"Janelinhas para o Mundo" - reflexões, contos, crônicas: cenas de uma infância inesquecícel.
 
                  Houve um tempo, não tão distante desta virada de século, há algumas décadas, uma época conhecida - pelas novas gerações - por "anos dourados", em que ser criança era somente... ser criança.
                  Em muitos rincões deste Brasil de Deus, ainda não se cogitava a existência de televisores; apenas ouvia-se falar em um tipo de rádio que "mostrava os artistas lá dentro", cantando e falando. 
                  Nesse universo ingênuo, na pequenina cidade de Monte Verde, perdida no poético interiorzão paulista, o programa de fim-de-tarde e começo-de-noite era brincar de pique na pracinha central, um dos poucos momentos em que os moços e as moças topavam misturar-se à  meninada. 
                  Nesse mundinho feliz, vivia a pequena Isa.

Uma mulher “estérica”

Oriza Martins Pinto
       À medida que crescia em conhecimentos, em discernimento, Isa não mais se conformava em sentir alguma dúvida. Ia à luta. Perguntava, pesquisava.
       Um dia, assistiu a um diálogo entre sua mãe e uma vizinha. Ambas falavam a respeito de uma jovem da cidade, a qual havia “se perdido” com o namorado e, agora, era uma mulher de vida-livre.
       - Dizem que ela é “estérica”, - disse a vizinha.
       Dona Bila arregalou os olhos:
       - É mesmo?!
       A pequena Isa interferiu, curiosa:
       - O que é uma mulher “estérica”?
       Dona Bila cortou a conversa:
       - Quieta, Isa! Isto não é assunto para você!
       Isa retirou-se, continuando a ouvir a conversa através da porta entreaberta.
       - Então, ela é “estérica”... – murmurava, admirada, Dona Bila.
       - É verdade! As mulheres “estéricas” precisam de vários homens para se satisfazer, - completou a vizinha. – Ela é assim.
       - Mas, então, como foi que ela engravidou? Dizem que as “estéricas” precisam ter vários homens, mas não conseguem engravidar! – indagou, perturbada, Dona Bila.
       O diálogo entre Dona Bila e a vizinha continuou por algum tempo, presenciado, em surdina, pela pequena Isa. A menina, com a curiosidade aguçada, decidiu-se a pesquisar mais o assunto. Através daquela conversa enviesada, ficara sabendo que as “estéricas” necessitam de vários homens para se satisfazer e que não conseguem engravidar.

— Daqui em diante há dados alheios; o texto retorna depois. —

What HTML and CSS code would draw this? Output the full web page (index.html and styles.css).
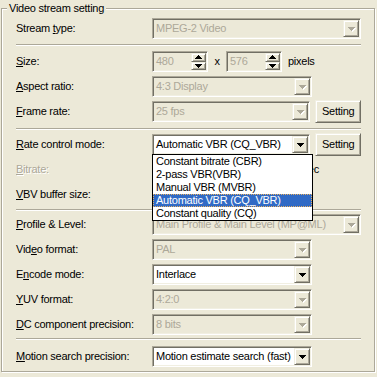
FILE: index.html
```html
<!DOCTYPE html>
<html lang="en">
<head>
    <meta charset="UTF-8">
    <title>Video stream setting</title>
    <link rel="stylesheet" href="styles.css">
</head>
<body>
    <div class="group">
        <span class="legend">Video stream setting</span>

        <div class="row">
            <div class="label">Stream <u>t</u>ype:</div>
            <div class="combo off wide">
                <span class="val">MPEG-2 Video</span>
                <span class="drop"><svg class="arr" width="7" height="4"><path d="M0 0h7v1H0zM1 1h5v1H1zM2 2h3v1H2zM3 3h1v1H3z"/></svg></span>
            </div>
        </div>

        <div class="sep first"></div>

        <div class="row">
            <div class="label"><u>S</u>ize:</div>
            <div class="edit">
                <span class="val">480</span>
                <span class="spin">
                    <span class="btn"><svg width="7" height="4"><path d="M3 0h1v1H3zM2 1h3v1H2zM1 2h5v1H1zM0 3h7v1H0z"/></svg></span>
                    <span class="btn"><svg width="7" height="4"><path d="M0 0h7v1H0zM1 1h5v1H1zM2 2h3v1H2zM3 3h1v1H3z"/></svg></span>
                </span>
            </div>
            <span class="times">x</span>
            <div class="edit">
                <span class="val">576</span>
                <span class="spin">
                    <span class="btn"><svg width="7" height="4"><path d="M3 0h1v1H3zM2 1h3v1H2zM1 2h5v1H1zM0 3h7v1H0z"/></svg></span>
                    <span class="btn"><svg width="7" height="4"><path d="M0 0h7v1H0zM1 1h5v1H1zM2 2h3v1H2zM3 3h1v1H3z"/></svg></span>
                </span>
            </div>
            <span class="unit">pixels</span>
        </div>

        <div class="row">
            <div class="label"><u>A</u>spect ratio:</div>
            <div class="combo off">
                <span class="val">4:3 Display</span>
                <span class="drop"><svg class="arr" width="7" height="4"><path d="M0 0h7v1H0zM1 1h5v1H1zM2 2h3v1H2zM3 3h1v1H3z"/></svg></span>
            </div>
        </div>

        <div class="row">
            <div class="label"><u>F</u>rame rate:</div>
            <div class="combo off">
                <span class="val">25 fps</span>
                <span class="drop"><svg class="arr" width="7" height="4"><path d="M0 0h7v1H0zM1 1h5v1H1zM2 2h3v1H2zM3 3h1v1H3z"/></svg></span>
            </div>
            <div class="button">Setting</div>
        </div>

        <div class="sep mid"></div>

        <div class="row rate">
            <div class="label"><u>R</u>ate control mode:</div>
            <div class="combo">
                <span class="val">Automatic VBR (CQ_VBR)</span>
                <span class="drop"><svg class="arr" width="7" height="4"><path d="M0 0h7v1H0zM1 1h5v1H1zM2 2h3v1H2zM3 3h1v1H3z"/></svg></span>
            </div>
            <div class="button">Setting</div>

            <!-- open dropdown list of the rate control combo -->
            <div class="list">
                <div class="item">Constant bitrate (CBR)</div>
                <div class="item">2-pass VBR(VBR)</div>
                <div class="item">Manual VBR (MVBR)</div>
                <div class="item sel">Automatic VBR (CQ_VBR)</div>
                <div class="item">Constant quality (CQ)</div>
            </div>
        </div>

        <div class="row">
            <div class="label dim"><u>B</u>itrate:</div>
            <div class="hidden-unit">Kbit/sec</div>
        </div>

        <div class="row">
            <div class="label"><u>V</u>BV buffer size:</div>
        </div>

        <div class="sep low"></div>

        <div class="row">
            <div class="label"><u>P</u>rofile &amp; Level:</div>
            <div class="combo off wide">
                <span class="val">Main Profile &amp; Main Level (MP@ML)</span>
                <span class="drop"><svg class="arr" width="7" height="4"><path d="M0 0h7v1H0zM1 1h5v1H1zM2 2h3v1H2zM3 3h1v1H3z"/></svg></span>
            </div>
        </div>

        <div class="row">
            <div class="label">Vid<u>e</u>o format:</div>
            <div class="combo off">
                <span class="val">PAL</span>
                <span class="drop"><svg class="arr" width="7" height="4"><path d="M0 0h7v1H0zM1 1h5v1H1zM2 2h3v1H2zM3 3h1v1H3z"/></svg></span>
            </div>
        </div>

        <div class="row">
            <div class="label">E<u>n</u>code mode:</div>
            <div class="combo">
                <span class="val">Interlace</span>
                <span class="drop"><svg class="arr" width="7" height="4"><path d="M0 0h7v1H0zM1 1h5v1H1zM2 2h3v1H2zM3 3h1v1H3z"/></svg></span>
            </div>
        </div>

        <div class="row">
            <div class="label"><u>Y</u>UV format:</div>
            <div class="combo off">
                <span class="val">4:2:0</span>
                <span class="drop"><svg class="arr" width="7" height="4"><path d="M0 0h7v1H0zM1 1h5v1H1zM2 2h3v1H2zM3 3h1v1H3z"/></svg></span>
            </div>
        </div>

        <div class="row">
            <div class="label"><u>D</u>C component precision:</div>
            <div class="combo off">
                <span class="val">8 bits</span>
                <span class="drop"><svg class="arr" width="7" height="4"><path d="M0 0h7v1H0zM1 1h5v1H1zM2 2h3v1H2zM3 3h1v1H3z"/></svg></span>
            </div>
        </div>

        <div class="sep last"></div>

        <div class="row">
            <div class="label"><u>M</u>otion search precision:</div>
            <div class="combo">
                <span class="val">Motion estimate search (fast)</span>
                <span class="drop"><svg class="arr" width="7" height="4"><path d="M0 0h7v1H0zM1 1h5v1H1zM2 2h3v1H2zM3 3h1v1H3z"/></svg></span>
            </div>
        </div>
    </div>
</body>
</html>
```

FILE: styles.css
```css
body {
    margin: 0;
    width: 377px;
    height: 377px;
    overflow: hidden;
    background: #ECE9D8;
    color: #000;
    font-family: "Liberation Sans", Arial, sans-serif;
    font-size: 11px;
    line-height: 13px;
    letter-spacing: -0.25px; /* closer to Tahoma widths */
}

/* etched group box */
.group {
    position: relative;
    box-sizing: border-box;
    width: 374px;
    height: 364px;
    margin: 8px 0 0 1px;
    padding: 7px 13px 0 14px;
    border: 1px solid #ACA899;
    box-shadow: inset 1px 1px 0 #fff, 1px 1px 0 #fff;
}

.legend {
    position: absolute;
    left: 5px;
    top: -8px;
    padding: 0 2px;
    line-height: 14px;
    background: #ECE9D8;
}

.row {
    display: flex;
    align-items: center;
    height: 25px;
}

.label {
    width: 136px;
    flex: none;
}

.label.dim {
    color: #ACA899;
    text-shadow: 1px 1px 0 #fff;
}

.sep {
    height: 0;
    border-top: 1px solid #ACA899;
    border-bottom: 1px solid #fff;
}

.sep.first { margin: 3px 0 3px; }
.sep.mid { margin: 4px 0 2px; }
.sep.low { margin: 2px 0 1px; }
.sep.last { margin: 1px 0 4px; }

/* sunken field */
.combo,
.edit {
    box-sizing: border-box;
    height: 21px;
    padding: 1px;
    display: flex;
    align-items: stretch;
    background: #fff;
    border: 1px solid;
    border-color: #ACA899 #fff #fff #ACA899;
    box-shadow: inset 1px 1px 0 #716F64, inset -1px -1px 0 #F1EFE2;
}

.combo {
    width: 160px;
}

.combo.wide {
    width: 209px;
}

.val {
    flex: 1;
    padding-left: 2px;
    line-height: 17px;
    white-space: nowrap;
    overflow: hidden;
}

.off,
.edit {
    background: #ECE9D8;
    color: #ACA899;
}

/* raised 3d parts */
.drop,
.btn,
.button {
    box-sizing: border-box;
    background: #ECE9D8;
    border: 1px solid;
    border-color: #F1EFE2 #716F64 #716F64 #F1EFE2;
    box-shadow: inset 1px 1px 0 #fff, inset -1px -1px 0 #ACA899;
    display: flex;
    align-items: center;
    justify-content: center;
}

.drop {
    width: 16px;
    flex: none;
}

.drop svg {
    fill: #000;
}

.off .drop svg {
    fill: #ACA899;
    filter: drop-shadow(1px 1px 0 #fff);
}

.edit {
    width: 56px;
}

.spin {
    width: 15px;
    display: flex;
    flex-direction: column;
}

.btn {
    flex: 1;
}

.btn svg {
    fill: #000;
}

.times {
    width: 18px;
    text-align: center;
}

.unit {
    margin-left: 6px;
}

.button {
    width: 46px;
    height: 23px;
    margin-left: 5px;
    color: #000;
}

.rate {
    position: relative;
}

/* open list of the rate combo */
.list {
    position: absolute;
    left: 136px;
    top: 22px;
    width: 161px;
    box-sizing: border-box;
    background: #fff;
    border: 1px solid #000;
    z-index: 2;
}

.item {
    height: 13px;
    line-height: 13px;
    padding-left: 3px;
    white-space: nowrap;
}

.item.sel {
    background: #316AC5;
    color: #fff;
    outline: 1px dotted #E8B060;
    outline-offset: -1px;
}

.hidden-unit {
    width: 167px;
    text-align: right;
}
```
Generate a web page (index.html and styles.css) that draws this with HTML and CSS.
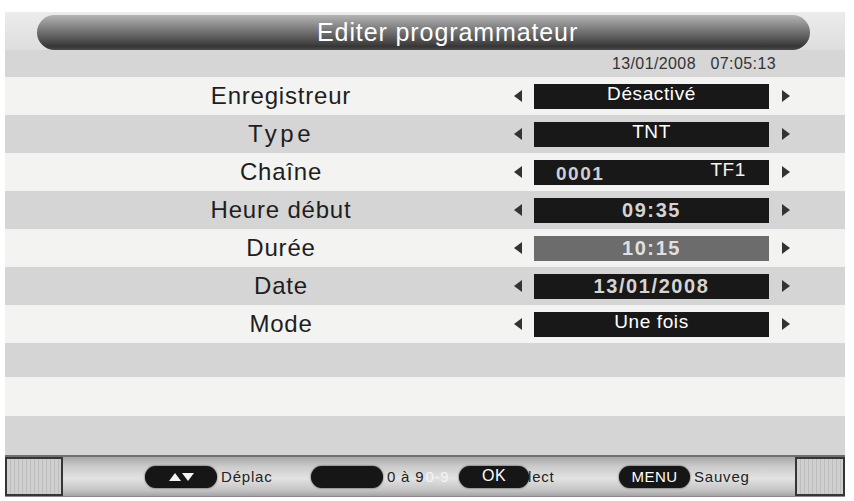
FILE: index.html
```html
<!DOCTYPE html>
<html lang="fr">
<head>
<meta charset="utf-8">
<title>Editer programmateur</title>
<link rel="stylesheet" href="styles.css">
</head>
<body>
<div class="screen">
  <div class="header">
    <div class="title-pill"><span class="title">Editer programmateur</span></div>
  </div>
  <div class="clock">13/01/2008   07:05:13</div>

  <div class="row light">
    <div class="label">Enregistreur</div>
    <div class="value"><span class="arr-l"></span><div class="box">Désactivé</div><span class="arr-r"></span></div>
  </div>
  <div class="row gray">
    <div class="label wide">Type</div>
    <div class="value"><span class="arr-l"></span><div class="box">TNT</div><span class="arr-r"></span></div>
  </div>
  <div class="row light">
    <div class="label">Chaîne</div>
    <div class="value"><span class="arr-l"></span><div class="box split"><span class="num">0001</span><span class="chan">TF1</span></div><span class="arr-r"></span></div>
  </div>
  <div class="row gray">
    <div class="label">Heure début</div>
    <div class="value"><span class="arr-l"></span><div class="box digits">09:35</div><span class="arr-r"></span></div>
  </div>
  <div class="row light">
    <div class="label">Durée</div>
    <div class="value"><span class="arr-l"></span><div class="box digits focus">10:15</div><span class="arr-r"></span></div>
  </div>
  <div class="row gray">
    <div class="label">Date</div>
    <div class="value"><span class="arr-l"></span><div class="box digits">13/01/2008</div><span class="arr-r"></span></div>
  </div>
  <div class="row light">
    <div class="label">Mode</div>
    <div class="value"><span class="arr-l"></span><div class="box">Une fois</div><span class="arr-r"></span></div>
  </div>
  <div class="row gray short"></div>
  <div class="row light tall"></div>
  <div class="row gray tall"></div>

  <div class="footer">
    <div class="sq"></div>
    <div class="key k1"><span class="pill"><span class="up"></span><span class="down"></span></span><span class="kl">Déplac</span></div>
    <div class="key k2"><span class="pill"></span><span class="kl">0 à 9<span class="ghost">0-9</span></span></div>
    <div class="key k3"><span class="pill">OK</span><span class="kl tight">lect</span></div>
    <div class="key k4"><span class="pill">MENU</span><span class="kl">Sauveg</span></div>
    <div class="sq sq-r"></div>
  </div>
</div>
</body>
</html>
```

FILE: styles.css
```css
* { box-sizing: border-box; }
html, body { margin: 0; padding: 0; background: #ffffff; }
body { font-family: "Liberation Sans", Arial, sans-serif; width: 854px; height: 501px; overflow: hidden; }

.screen { margin-left: 5px; width: 840px; padding-top: 12px; }

.header {
  height: 38px;
  padding-top: 3px;
  padding-left: 32px;
  background: linear-gradient(#ececec, #dedede);
}
.title-pill {
  width: 773px;
  height: 35px;
  border-radius: 18px;
  background: linear-gradient(#b4b4b4 0%, #8a8a8a 30%, #5a5a5a 65%, #363636 90%, #4a4a4a 100%);
  padding-left: 280px;
  display: flex;
  align-items: center;
}
.title { color: #ffffff; font-size: 25px; letter-spacing: 0.9px; line-height: 1; }

.clock {
  height: 27px;
  background: #d6d6d6;
  text-align: right;
  padding-right: 69px;
  padding-top: 5px;
  font-size: 16px;
  letter-spacing: 0.4px;
  color: #333;
  white-space: pre;
}

.row { height: 38px; display: flex; align-items: center; }
.row.light { background: #f3f3f1; }
.row.gray { background: #d5d5d5; }
.row.short { height: 34px; }
.row.tall { height: 39px; }

.label {
  width: 420px;
  margin-left: 66px;
  text-align: center;
  font-size: 24px;
  letter-spacing: 0.8px;
  color: #1e1e1e;
}
.label.wide { letter-spacing: 3.5px; }

.value { display: flex; align-items: center; margin-left: 23px; }
.arr-l, .arr-r { width: 0; height: 0; border-top: 6px solid transparent; border-bottom: 6px solid transparent; }
.arr-l { border-right: 8px solid #333; }
.arr-r { border-left: 8px solid #333; margin-left: 13px; }

.box {
  width: 235px;
  height: 25px;
  margin-left: 12px;
  background: #181818;
  color: #ffffff;
  font-size: 19px;
  letter-spacing: 0.6px;
  text-align: center;
  line-height: 20px;
}
.box.digits { color: #d4d4d4; font-weight: bold; font-size: 20px; letter-spacing: 1.6px; line-height: 25px; }
.box.focus { background: #6c6c6c; color: #e0e0e0; }
.box.split { display: flex; justify-content: space-between; padding: 0 23px 0 22px; text-align: left; }
.num { color: #cfcfcf; font-weight: bold; font-size: 19px; letter-spacing: 1.5px; line-height: 28px; }
.chan { color: #f2f2f2; line-height: 19px; }

.footer {
  height: 42px;
  display: flex;
  align-items: center;
  border-top: 2px solid #6e6e6e;
  border-bottom: 1px solid #8a8a8a;
  background: linear-gradient(#a8a8a8 0%, #cccccc 25%, #e2e2e2 55%, #c4c4c4 85%, #a4a4a4 100%);
}
.sq {
  width: 58px;
  height: 100%;
  border: 2px solid #353535;
  background: repeating-linear-gradient(90deg, #cfcfcf 0 3px, #bdbdbd 3px 4px);
}
.sq-r { width: 50px; margin-left: auto; }

.key { display: flex; align-items: center; }
.k1 { margin-left: 82px; width: 166px; }
.k2 { width: 148px; }
.k3 { width: 160px; }
.k4 { width: 176px; }

.pill {
  display: inline-flex;
  align-items: center;
  justify-content: center;
  height: 22px;
  width: 72px;
  border-radius: 11px;
  background: #161616;
  box-shadow: 0 0 2px #222;
  color: #ffffff;
  font-size: 16px;
  letter-spacing: 0.5px;
}
.k3 .pill { width: 70px; padding-bottom: 2px; }
.k4 .pill { width: 71px; font-size: 15px; }
.up, .down { width: 0; height: 0; border-left: 6px solid transparent; border-right: 6px solid transparent; }
.up { border-bottom: 8px solid #f4f4f4; margin-right: 1px; }
.down { border-top: 8px solid #f4f4f4; }

.kl { margin-left: 4px; font-size: 15px; letter-spacing: 0.8px; color: #222; }
.kl.tight { margin-left: -1px; }
.ghost { color: #f4f4f4; margin-left: 1px; }
```
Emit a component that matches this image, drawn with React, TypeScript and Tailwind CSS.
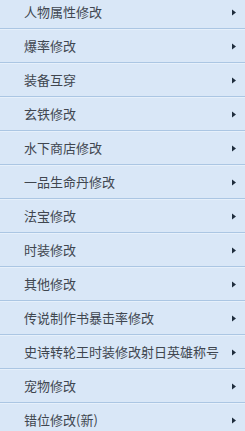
const items = [
  '人物属性修改',
  '爆率修改',
  '装备互穿',
  '玄铁修改',
  '水下商店修改',
  '一品生命丹修改',
  '法宝修改',
  '时装修改',
  '其他修改',
  '传说制作书暴击率修改',
  '史诗转轮王时装修改射日英雄称号',
  '宠物修改',
  '错位修改(新)',
]

export default function App() {
  return (
    <div
      className="h-[431px] w-[245px] overflow-hidden bg-[#d9e7f7]"
      style={{ fontFamily: '"Noto Sans CJK SC", "Liberation Sans", sans-serif' }}
    >
      <ul className="-mt-[5px]">
        {items.map(label => (
          <li
            key={label}
            className="flex h-[34px] items-center justify-between border-t border-b border-t-[#e6f0fb] border-b-[#abc6e3] bg-[#d9e7f7] pl-6 pr-[9px] text-[13px] text-[#40464f]"
          >
            <span className="truncate">{label}</span>
            <svg width="4" height="7" viewBox="0 0 4 7" className="shrink-0">
              <path d="M0 0.5 L4 3.5 L0 6.5 Z" fill="#1f2d3d" />
            </svg>
          </li>
        ))}
      </ul>
    </div>
  )
}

        Passou-se muito tempo até que a pequena Isa compreendesse a verdade.
        A ignorância e o senso-comum, muitas vezes, caminham lado-a-lado, podendo apresentar esses reflexos enviesados do conhecimento científico. Um dia, Isa compreendeu que ambas – sua mãe e a vizinha -, conversavam a respeito de dois conceitos distintos: histeria e esterilidade. Os conhecimentos de ambas, entretanto, eram produtos do universo cultural em que estavam inseridas. Ambos os conceitos se fundiam, ou melhor, se confundiam, como resultado do saber-popular.
        Provavelmente a moça da qual falavam, era considerada “histérica”, de um ponto de vista sexual, tal como vulgarmente se convenciona chamar determinadas pessoas que manifestam algum tipo de comportamento diferenciado. A histeria, embora popularmente possa se traduzir por irritação, por nervosismo, insere-se em um campo de conhecimento muito mais amplo - na medicina, na psicanálise -, caracterizando-se por neuroses que se apresentam através da transformação de conflitos psicológicos em sintomas orgânicos, não necessariamente sexuais.
        Ao mesmo tempo, elas conversavam sobre esterilidade feminina, ou seja, a respeito de mulheres estéreis, que, por alguma razão biológica, não conseguem engravidar. Uma mulher pode, portanto, ser histérica, sem ser estéril e vice-versa, mas, no saber-popular revelado por ambas, os conceitos de fundiram, resumidamente, em “estérica”.
        Aos poucos, a pequena Isa foi compreendendo as diferenças entre os vários tipos de conhecimentos e, sem desvalorizar o saber-popular, percebia a importância de se possibilitar universalização do acesso ao conhecimento científico às populações em geral, numa busca de melhoria da qualidade de vida, para a humanidade, em todos os seus aspectos.